Troie elle-même, cette mère du peuple romain, ne put, comme je l’ai déjà dit, mettre à couvert dans les temples de ses dieux ses propres habitants contre le fer et le feu des Grecs, qui adoraient pourtant les mêmes dieux. Ecoutez Virgile:
« Dans le temple de Junon, deux gardiens choisis, Phénix et le terrible Ulysse, veillaient à la garde du butin; on voyait entassés çà et là les trésors dérobés aux temples incendiés des Troyens et les tables des dieux et les cratères d’or et les riches vêtements. A l’entour, debout, se presse une longue troupe d’enfants et de mères tremblantes1 »
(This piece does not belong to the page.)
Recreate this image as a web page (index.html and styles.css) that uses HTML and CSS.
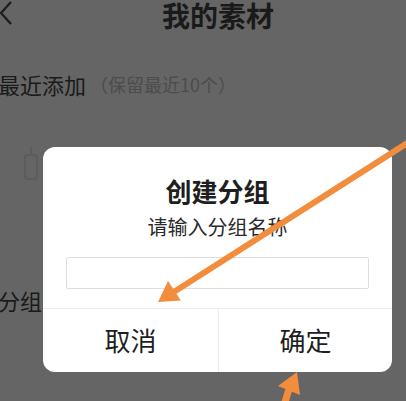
FILE: index.html
```html
<!DOCTYPE html>
<html lang="zh">
<head>
<meta charset="utf-8">
<link rel="stylesheet" href="styles.css">
</head>
<body>
<div class="page">
  <header class="topbar">
    <svg class="back" width="14" height="26" viewBox="0 0 14 26"><polyline points="11,2 1,13 11,24" fill="none" stroke="#1c1c1c" stroke-width="2.2"/></svg>
    <h1 class="title">我的素材</h1>
  </header>
  <section class="recent">
    <div class="recent-head"><span class="recent-label">最近添加</span><span class="recent-note">（保留最近10个）</span></div>
    <div class="recent-list">
      <svg class="ghost" width="20" height="36" viewBox="0 0 20 36"><rect x="3" y="10" width="12" height="24" rx="3" fill="none" stroke="#5c5c5c" stroke-width="2"/><line x1="9" y1="2" x2="9" y2="10" stroke="#5c5c5c" stroke-width="2"/></svg>
    </div>
  </section>
  <section class="groups">
    <span class="groups-label">分组</span>
  </section>

  <div class="dialog">
    <div class="dialog-title">创建分组</div>
    <div class="dialog-sub">请输入分组名称</div>
    <div class="dialog-input"></div>
    <div class="dialog-actions">
      <div class="btn">取消</div>
      <div class="btn btn-ok">确定</div>
    </div>
  </div>

  <svg class="arrows" width="406" height="401" viewBox="0 0 406 401">
    <line x1="420" y1="135" x2="173" y2="292.5" stroke="#f28d3d" stroke-width="6"/>
    <polygon points="158,302 180.8,300.6 168,281" fill="#f28d3d"/>
    <line x1="282" y1="412" x2="289" y2="389" stroke="#f28d3d" stroke-width="7"/>
    <polygon points="297,372 300,395 278,386" fill="#f28d3d"/>
  </svg>
</div>
</body>
</html>
```
FILE: styles.css
```css
html, body {
  margin: 0;
  padding: 0;
}
body {
  width: 406px;
  height: 401px;
  overflow: hidden;
  background: #656565;
  font-family: "Noto Sans CJK SC", "Noto Sans", sans-serif;
}
.page {
  position: relative;
  width: 406px;
  height: 401px;
  overflow: hidden;
  background: #656565;
}
.topbar {
  position: relative;
  height: 32px;
  display: flex;
  align-items: center;
  justify-content: center;
}
.back {
  position: absolute;
  left: 0;
  top: 0;
}
.title {
  margin: 0;
  font-size: 28px;
  line-height: 32px;
  font-weight: 700;
  color: #1a1a1a;
  margin-left: 30px;
  margin-top: -2px;
}
.recent {
  padding-top: 37px;
}
.recent-head {
  display: flex;
  align-items: center;
  height: 30px;
}
.recent-label {
  font-size: 22px;
  color: #1a1a1a;
  margin-left: -2px;
}
.recent-note {
  font-size: 18px;
  color: #4c4c4c;
  margin-left: 4px;
}
.recent-list {
  padding: 46px 0 0 22px;
  height: 140px;
}
.ghost {
  display: block;
}
.groups {
  height: 30px;
  display: flex;
  align-items: center;
}
.groups-label {
  font-size: 22px;
  color: #1a1a1a;
  margin-left: -2px;
}
.dialog {
  position: absolute;
  left: 43px;
  top: 147px;
  width: 349px;
  height: 225px;
  background: #fff;
  border-radius: 12px;
  display: flex;
  flex-direction: column;
  align-items: center;
  overflow: hidden;
}
.dialog-title {
  margin-top: 29px;
  font-size: 26px;
  line-height: 30px;
  font-weight: 700;
  color: #1e1e1e;
}
.dialog-sub {
  margin-top: 8px;
  font-size: 20px;
  line-height: 26px;
  color: #2a2a2a;
}
.dialog-input {
  margin-top: 17px;
  width: 301px;
  height: 30px;
  border: 1px solid #dedede;
  border-radius: 2px;
  box-sizing: content-box;
}
.dialog-actions {
  margin-top: 19px;
  width: 100%;
  flex: 1;
  display: grid;
  grid-template-columns: 175px 1fr;
  border-top: 1px solid #ececec;
}
.btn {
  display: flex;
  align-items: center;
  justify-content: center;
  font-size: 26px;
  color: #1e1e1e;
  padding-bottom: 2px;
}
.btn-ok {
  border-left: 1px solid #ececec;
}
.arrows {
  position: absolute;
  left: 0;
  top: 0;
}
```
Ce lieu consacré à une si grande déesse fut évidemment choisi pour servir aux Troyens, non d’asile, mais de prison. Comparez maintenant, je vous prie, ce temple qui n’était pas consacré à un petit dieu, au premier venu du peuple des dieux, mais à la reine des dieux, soeur et femme de Jupiter, comparez ce temple avec les basiliques de nos apôtres. Là, on portait les dépouilles des dieux dont on avait brûlé les temples, non pour les rendre aux vaincus, mais pour les partager entre les vainqueurs ; ici, tout ce qui a été reconnu, même en des lieux profanes, pour appartenir à ces asiles sacrés, y a été rapporté religieusement, avec honneur et avec respect. Là, on perdait sa liberté; ici, on la conservait. Là, on s’assurait de ses prisonniers; ici, il était défendu d’en faire. Là, on était traîné par des dominateurs insolents, décidés à vous rendre esclaves; ici, on était conduit par des ennemis pleins d’humanité, décidés à vous laisser libres. En un mot, du côté de ces Grecs fameux par leur politesse, l’avarice et la superbe semblaient avoir choisi pour demeure le temple de Junon; du côté des grossiers barbares, la miséricorde et l’humilité habitaient les basiliques du Christ. On dira peut-être que, dans la réalité, les Grecs épargnèrent les temples des dieux troyens, qui étaient aussi leurs dieux, et qu’ils n’eurent pas la cruauté de frapper ou de rendre captifs les malheureux vaincus qui se réfugiaient dans ces lieux sacrés. A ce compte, Virgile aurait fait un tableau de pure fantaisie, à la manière des poètes; mais point du tout, il a décrit le sac de Troie selon les véritables moeurs de l’antiquité païenne.